County Administrator Charlie Young said he sees the three airports eventually being complementary as opposed to competitors. He said the conversations they have already had with the other airports have helped start a road map for where the county airport might want to go.

“It’s been a neat process, like most people you assume everyone looks at something the way you do,” Young said. “It’s been very educational and enlightening to hear different perspectives, not only on how things currently exist, but on what’s possible and what’s desired. So it has been a very good process on opening the dialogue on aviation.”

West Chester Twp. officials expressed the most interest in helping the county financially. Trustee Board President George Lang said they are still open to a possible partnership, but they need to see a firm business plan that identifies how their township will benefit before he’d agree to open the pocketbook.

“I just want it to serve the corporations in West Chester, which I think it does a pretty good job of that already,” he said. “My whole thing is what can we do to make businesses in our community more profitable? How can we make it easier for them to operate and better and more efficiently? Anything they can do to help our businesses, that’s the only thing I want to see from that airport.”

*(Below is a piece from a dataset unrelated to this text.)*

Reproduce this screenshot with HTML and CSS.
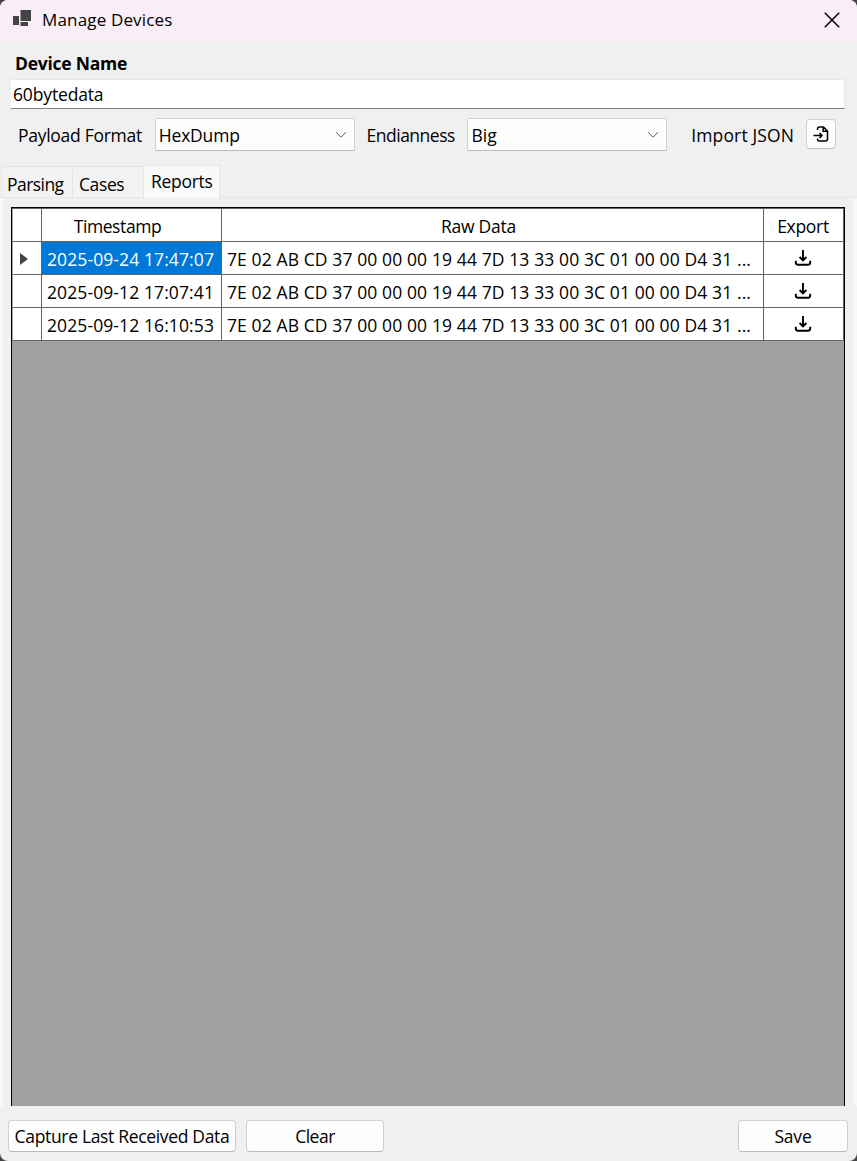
FILE: index.html
```html
<!DOCTYPE html>
<html lang="en">
<head>
<meta charset="utf-8">
<title>Manage Devices</title>
<link rel="stylesheet" href="styles.css">
</head>
<body>
<svg class="defs" aria-hidden="true">
  <symbol id="download" viewBox="0 0 18 18"><path d="M9 1v10.500M5.600 8L9 11.400 12.400 8M1.800 11.800v1.700q0 2.200 2.200 2.200h10q2.200 0 2.200-2.200v-1.700"/></symbol>
  <symbol id="chevron" viewBox="0 0 12 8"><path d="M1 1.200l5 5 5-5"/></symbol>
</svg>
<div class="window">
  <header class="titlebar">
    <svg class="app-icon" viewBox="0 0 20 18"><path d="M8.500 0h10.500v11h-10.500zM1 6h6v9h-6zM8.500 12h7.500v4h-7.500z"/></svg>
    <h1 class="title"><span class="t-title">Manage Devices</span></h1>
    <svg class="close" viewBox="0 0 16 16"><path d="M.8.8l14.400 14.400M15.200.8L.8 15.200"/></svg>
  </header>
  <div class="name-label"><span class="t-name">Device Name</span></div>
  <div class="name-input"><span class="t-input">60bytedata</span></div>
  <div class="options">
    <span class="payload-label t-payload">Payload Format</span>
    <div class="select"><span class="t-hex">HexDump</span><svg class="chevron"><use href="#chevron"/></svg></div>
    <span class="endian-label t-endian">Endianness</span>
    <div class="select"><span class="t-big">Big</span><svg class="chevron"><use href="#chevron"/></svg></div>
    <span class="import-label t-import">Import JSON</span>
    <button class="import-button"><svg class="import-icon" viewBox="0 0 16 16"><path d="M4.500 4V3q0-2 2-2h4L14.500 5v8q0 2-2 2h-6q-2 0-2-2v-.5M10.200 1v4.300h4.300M.5 9.500h8.500M6.500 7L9 9.500l-2.500 2.500"/></svg></button>
  </div>
  <nav class="tabs">
    <div class="tab parsing"><span class="t-parsing">Parsing</span></div>
    <div class="tab cases"><span class="t-cases">Cases</span></div>
    <div class="tab active"><span class="t-reports">Reports</span></div>
  </nav>
  <main class="panel">
    <div class="grid">
      <div class="row head"><div class="cell"></div><div class="cell center sortable"><span class="t-timestamp">Timestamp</span></div><div class="cell center sortable"><span class="t-raw">Raw Data</span></div><div class="cell center"><span class="t-export">Export</span></div></div>
      <div class="row"><div class="cell marker"><svg class="arrow" viewBox="0 0 8 12"><path d="M0 0l8 6-8 6z"/></svg></div><div class="cell selected"><span class="t-date">2025-09-24 17:47:07</span></div><div class="cell"><span class="t-data">7E 02 AB CD 37 00 00 00 19 44 7D 13 33 00 3C 01 00 00 D4 31 ...</span></div><div class="cell center"><svg class="download"><use href="#download"/></svg></div></div>
      <div class="row"><div class="cell"></div><div class="cell"><span class="t-date">2025-09-12 17:07:41</span></div><div class="cell"><span class="t-data">7E 02 AB CD 37 00 00 00 19 44 7D 13 33 00 3C 01 00 00 D4 31 ...</span></div><div class="cell center"><svg class="download"><use href="#download"/></svg></div></div>
      <div class="row"><div class="cell"></div><div class="cell"><span class="t-date">2025-09-12 16:10:53</span></div><div class="cell"><span class="t-data">7E 02 AB CD 37 00 00 00 19 44 7D 13 33 00 3C 01 00 00 D4 31 ...</span></div><div class="cell center"><svg class="download"><use href="#download"/></svg></div></div>
    </div>
  </main>
  <footer class="footer">
    <button class="button capture"><span class="t-capture">Capture Last Received Data</span></button>
    <button class="button clear"><span class="t-clear">Clear</span></button>
    <button class="button save"><span class="t-save">Save</span></button>
  </footer>
</div>
</body>
</html>
```
FILE: styles.css
```css
* { box-sizing: border-box; }
body { margin: 0; background: #444; font: 17.5px/24px "Open Sans", "Noto Sans", sans-serif; color: #000; }
svg { display: block; flex: none; fill: none; stroke: #000; }
span { white-space: nowrap; }
button { font: inherit; color: inherit; margin: 0; padding: 0; display: flex; align-items: center; justify-content: center; background: #fdfdfd; border: 1px solid #d0d0d0; border-bottom-color: #bcbcbc; border-radius: 4px; }
.defs { display: none; }
.window { width: 857px; height: 1161px; display: flex; flex-direction: column; background: #f0f0f0; border-radius: 8px; overflow: hidden; }
.titlebar { height: 42px; display: flex; align-items: center; padding: 0 17px 3px 12px; background: #f9eef8; }
.app-icon { width: 20px; height: 18px; margin-bottom: 1px; fill: #444; stroke: none; }
.title { margin: 0 auto 0 10px; font-size: 17px; font-weight: 400; }
.close { width: 16px; height: 16px; stroke-width: 1.5; }
.name-label { height: 37px; padding: 9px 15px 0; font-weight: 700; }
.name-input { height: 30px; margin: 0 12px 0 11px; padding: 2px 2px; background: #fff; border: solid #e6e6e6; border-width: 1px 1px 1px 0; border-bottom-color: #838383; }
.options { height: 56px; padding: 9px 21px 0 18px; display: flex; align-items: flex-start; }
.options > span { margin-top: 5px; }
.payload-label { width: 137px; }
.select { width: 200px; height: 33px; display: flex; align-items: center; justify-content: space-between; padding: 1px 7px 0 3px; background: #fdfdfd; border: 1px solid #d0d0d0; border-bottom-color: #bbb; border-radius: 2px; }
.chevron { width: 12px; height: 8px; stroke: #555; }
.endian-label { width: 101px; margin-left: 12px; }
.import-label { width: 115px; margin-left: 24px; }
.import-button { width: 30px; height: 30px; margin-top: 1px; }
.import-icon { width: 16px; height: 16px; stroke-width: 1.5; }
.tabs { height: 33px; padding-left: 1px; display: flex; align-items: flex-end; border-bottom: 1px solid #e5e5e5; }
.tab { height: 31px; padding: 5px 0 0 6px; background: #f3f3f3; border: 1px solid #e5e5e5; border-width: 1px 0 0 1px; }
.parsing { width: 71px; padding-left: 5px; }
.cases { width: 71px; }
.active { width: 77px; height: 33px; margin-bottom: -1px; padding: 3px 0 0 7px; background: #f9f9f9; border-right-width: 1px; }
.panel { height: 908px; padding: 9px 9px 0 8px; border-left: 3px solid #f9f9f9; border-right: 3px solid #f9f9f9; }
.grid { width: 834px; height: 899px; background: #a0a0a0; border: 1px solid #000; border-bottom: 0; }
.row { height: 33px; display: grid; grid-template-columns: 30px 180px 542px 80px; }
.head { height: 34px; border-top: 1px solid #646464; }
.cell { display: flex; align-items: center; padding: 2px 0 0 5px; background: #fff; border: solid #646464; border-width: 0 1px 1px 0; min-width: 0; }
.row > :first-child { border-left: 1px solid #a0a0a0; }
.center { justify-content: center; padding: 0 1px 0 0; }
.sortable { padding-right: 28px; }
.head .center { padding-top: 2px; }
.selected { background: #0078d7; color: #fff; }
.marker { padding-left: 7px; }
.arrow { width: 8px; height: 12px; fill: #444; stroke: none; }
.download { width: 18px; height: 18px; stroke-width: 1.9; }
.footer { height: 55px; padding: 14px 9px 0 8px; display: flex; align-items: flex-start; gap: 10px; }
.button { height: 32px; }
.capture { width: 228px; }
.clear { width: 138px; }
.save { width: 110px; margin-left: auto; }

/* Tracking per label */
.t-title { letter-spacing: .16px; }
.t-name { letter-spacing: -.25px; }
.t-input { letter-spacing: -.15px; }
.t-payload { letter-spacing: -.28px; }
.t-hex { letter-spacing: -.2px; }
.t-endian { letter-spacing: -.5px; }
.t-import { letter-spacing: .15px; }
.t-parsing { letter-spacing: -.55px; }
.t-cases { letter-spacing: -.4px; }
.t-reports { letter-spacing: -.3px; }
.t-timestamp { letter-spacing: -.4px; }
.t-raw { letter-spacing: -.25px; }
.t-export { letter-spacing: -.3px; }
.t-date { letter-spacing: .1px; }
.t-data { letter-spacing: .11px; }
.t-capture { letter-spacing: -.33px; }
.t-clear { letter-spacing: -.5px; }
.t-save { letter-spacing: -.2px; }
```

Eisenbraun and Middletown’s Economic Development Director Denise Hamet have been communicating with Miami University’s marketing department to see if they can possibly get some interns working on a marketing plan for the whole region and for Middletown’s preferred market, industrial aviation. Eisenbraun said they plan to identify prospects and target them directly.

“We don’t want a shotgun, we want rifle shot,” Eisenbraun said. “Let’s go after exactly what we need to get to the next stage.”